市街地にある直径70mの円墳をきれいに復元 福井県鯖江市の兜山古墳、案内板や芝生広場を整備

環境整備工事が完了し、きれいに復元された兜山古墳=福井県鯖江市神明町2丁目(鯖江市提供)

 福井県鯖江市は国指定史跡「兜山古墳」(神明町2丁目)の保存と活用に向け、2019年度から進めていた環境整備工事を完了した。直径70メートルと北陸最大級の円墳をきれいに復元。案内板や見学者用のスロープ、芝生広場などを整備し、歴史をより身近に感じられる“史跡公園”に生まれ変わった。4月22日午前10時から現地で完成記念式が行われ、供用を始める。

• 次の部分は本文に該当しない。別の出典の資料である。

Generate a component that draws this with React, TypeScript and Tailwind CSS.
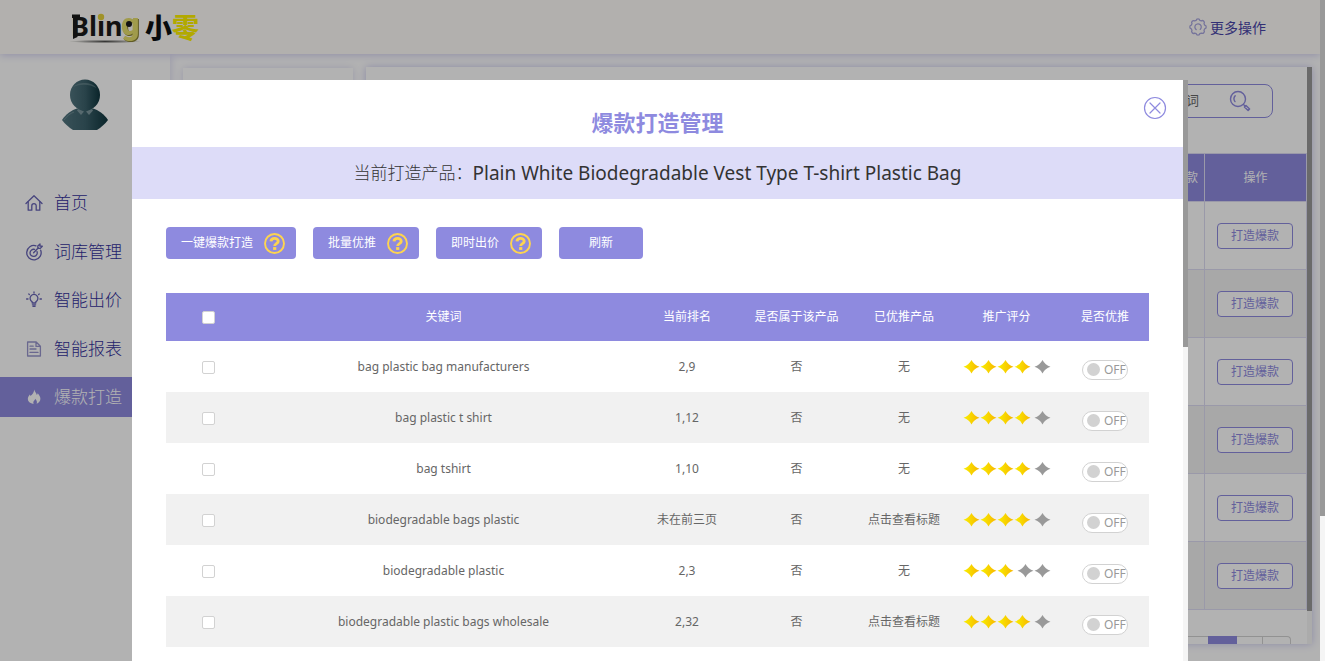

 兜山古墳は鏡餅のような2段重ねの形状。5世紀ごろに築造されたとみられ、丹南地域を治めた豪族が葬られていると推定されている。墳丘上に古くから八幡神社があるため、市街地でも比較的良好な状態で残ってきたという。1977年には国史跡に指定された。

 市教委によると、国指定史跡の環境整備事業は王山古墳群(日の出町)に次いで市内2例目。大型古墳では県内初。国の補助を受け、工事は19~22年度に行われ、移転が見送られた八幡神社を墳丘上に残したまま整備が進められた。

 円墳の形状と斜面を保護する目的で盛り土を施し、芝生を張るなどして復元。案内板、屋根付き休憩所とベンチのほか、古墳中段につながる金属製スロープ、石階段を整備した。

 ポール灯や足元灯、古墳をライトアップする照明も設置。円墳にちなみ、入り口のスペースや看板など、随所に円形のデザインを採用している。総事業費は約3億4800万円。

 福井鉄道福武線の神明駅に近く、古墳の南西隣には別の事業で駐車場(9台分)とトイレも整備した。

 佐々木勝久市長は「鯖江の貴重な歴史遺産、観光資源として市内外の皆さんに知ってもらう事業を展開していきたい」とコメントした。市教委は6月、兜山古墳など県内外の古墳を巡るバスツアーを企画。9月には兜山古墳で、古墳好きのブルースシンガー、まりこふんさんのトークとライブを予定している。